WORK TO COMPLETE >> Each line of the material must be returned exactly.

DATASET EXCERPT >>

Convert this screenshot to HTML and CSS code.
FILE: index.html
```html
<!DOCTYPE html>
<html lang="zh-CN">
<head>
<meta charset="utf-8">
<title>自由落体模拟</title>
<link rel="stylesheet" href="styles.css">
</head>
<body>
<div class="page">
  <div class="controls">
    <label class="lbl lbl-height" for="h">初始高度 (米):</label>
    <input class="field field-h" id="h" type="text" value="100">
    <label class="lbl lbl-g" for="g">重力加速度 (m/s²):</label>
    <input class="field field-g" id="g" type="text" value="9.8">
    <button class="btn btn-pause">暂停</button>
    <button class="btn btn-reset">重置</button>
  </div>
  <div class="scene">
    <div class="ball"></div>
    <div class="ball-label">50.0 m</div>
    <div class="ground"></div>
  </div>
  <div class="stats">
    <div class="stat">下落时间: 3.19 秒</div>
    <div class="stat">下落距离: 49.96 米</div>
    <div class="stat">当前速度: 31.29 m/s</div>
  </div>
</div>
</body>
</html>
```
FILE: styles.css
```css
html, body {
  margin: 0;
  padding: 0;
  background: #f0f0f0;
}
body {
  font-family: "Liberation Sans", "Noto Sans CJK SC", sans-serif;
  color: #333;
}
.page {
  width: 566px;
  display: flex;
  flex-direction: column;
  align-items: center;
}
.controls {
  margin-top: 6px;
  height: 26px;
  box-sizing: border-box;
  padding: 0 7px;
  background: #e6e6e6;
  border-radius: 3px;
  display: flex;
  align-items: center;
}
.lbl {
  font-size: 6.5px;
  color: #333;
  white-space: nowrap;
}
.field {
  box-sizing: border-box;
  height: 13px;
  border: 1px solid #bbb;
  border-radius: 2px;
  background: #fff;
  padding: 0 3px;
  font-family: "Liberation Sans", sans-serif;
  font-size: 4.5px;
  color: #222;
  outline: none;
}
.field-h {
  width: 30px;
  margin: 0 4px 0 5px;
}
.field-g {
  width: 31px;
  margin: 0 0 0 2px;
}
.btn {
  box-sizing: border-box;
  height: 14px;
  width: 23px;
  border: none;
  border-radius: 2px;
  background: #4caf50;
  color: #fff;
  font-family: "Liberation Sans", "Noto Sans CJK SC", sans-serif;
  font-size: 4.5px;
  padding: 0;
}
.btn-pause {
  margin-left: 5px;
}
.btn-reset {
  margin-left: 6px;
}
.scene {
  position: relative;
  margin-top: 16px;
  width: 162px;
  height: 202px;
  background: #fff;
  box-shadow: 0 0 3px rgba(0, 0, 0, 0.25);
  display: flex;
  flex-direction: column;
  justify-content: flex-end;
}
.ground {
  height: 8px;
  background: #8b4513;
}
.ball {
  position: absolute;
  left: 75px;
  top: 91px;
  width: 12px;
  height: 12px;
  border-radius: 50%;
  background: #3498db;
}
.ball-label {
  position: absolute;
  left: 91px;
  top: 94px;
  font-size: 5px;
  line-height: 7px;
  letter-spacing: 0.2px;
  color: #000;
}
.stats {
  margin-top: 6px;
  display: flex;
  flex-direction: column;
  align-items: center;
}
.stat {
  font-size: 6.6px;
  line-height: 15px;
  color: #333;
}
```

FINAL RESULT >>
Convert this screenshot to HTML and CSS code.
FILE: index.html
```html
<!DOCTYPE html>
<html lang="zh-CN">
<head>
<meta charset="utf-8">
<title>自由落体模拟</title>
<link rel="stylesheet" href="styles.css">
</head>
<body>
<div class="page">
  <div class="controls">
    <label class="lbl lbl-height" for="h">初始高度 (米):</label>
    <input class="field field-h" id="h" type="text" value="100">
    <label class="lbl lbl-g" for="g">重力加速度 (m/s²):</label>
    <input class="field field-g" id="g" type="text" value="9.8">
    <button class="btn btn-pause">暂停</button>
    <button class="btn btn-reset">重置</button>
  </div>
  <div class="scene">
    <div class="ball"></div>
    <div class="ball-label">50.0 m</div>
    <div class="ground"></div>
  </div>
  <div class="stats">
    <div class="stat">下落时间: 3.19 秒</div>
    <div class="stat">下落距离: 49.96 米</div>
    <div class="stat">当前速度: 31.29 m/s</div>
  </div>
</div>
</body>
</html>
```
FILE: styles.css
```css
html, body {
  margin: 0;
  padding: 0;
  background: #f0f0f0;
}
body {
  font-family: "Liberation Sans", "Noto Sans CJK SC", sans-serif;
  color: #333;
}
.page {
  width: 566px;
  display: flex;
  flex-direction: column;
  align-items: center;
}
.controls {
  margin-top: 6px;
  height: 26px;
  box-sizing: border-box;
  padding: 0 7px;
  background: #e6e6e6;
  border-radius: 3px;
  display: flex;
  align-items: center;
}
.lbl {
  font-size: 6.5px;
  color: #333;
  white-space: nowrap;
}
.field {
  box-sizing: border-box;
  height: 13px;
  border: 1px solid #bbb;
  border-radius: 2px;
  background: #fff;
  padding: 0 3px;
  font-family: "Liberation Sans", sans-serif;
  font-size: 4.5px;
  color: #222;
  outline: none;
}
.field-h {
  width: 30px;
  margin: 0 4px 0 5px;
}
.field-g {
  width: 31px;
  margin: 0 0 0 2px;
}
.btn {
  box-sizing: border-box;
  height: 14px;
  width: 23px;
  border: none;
  border-radius: 2px;
  background: #4caf50;
  color: #fff;
  font-family: "Liberation Sans", "Noto Sans CJK SC", sans-serif;
  font-size: 4.5px;
  padding: 0;
}
.btn-pause {
  margin-left: 5px;
}
.btn-reset {
  margin-left: 6px;
}
.scene {
  position: relative;
  margin-top: 16px;
  width: 162px;
  height: 202px;
  background: #fff;
  box-shadow: 0 0 3px rgba(0, 0, 0, 0.25);
  display: flex;
  flex-direction: column;
  justify-content: flex-end;
}
.ground {
  height: 8px;
  background: #8b4513;
}
.ball {
  position: absolute;
  left: 75px;
  top: 91px;
  width: 12px;
  height: 12px;
  border-radius: 50%;
  background: #3498db;
}
.ball-label {
  position: absolute;
  left: 91px;
  top: 94px;
  font-size: 5px;
  line-height: 7px;
  letter-spacing: 0.2px;
  color: #000;
}
.stats {
  margin-top: 6px;
  display: flex;
  flex-direction: column;
  align-items: center;
}
.stat {
  font-size: 6.6px;
  line-height: 15px;
  color: #333;
}
```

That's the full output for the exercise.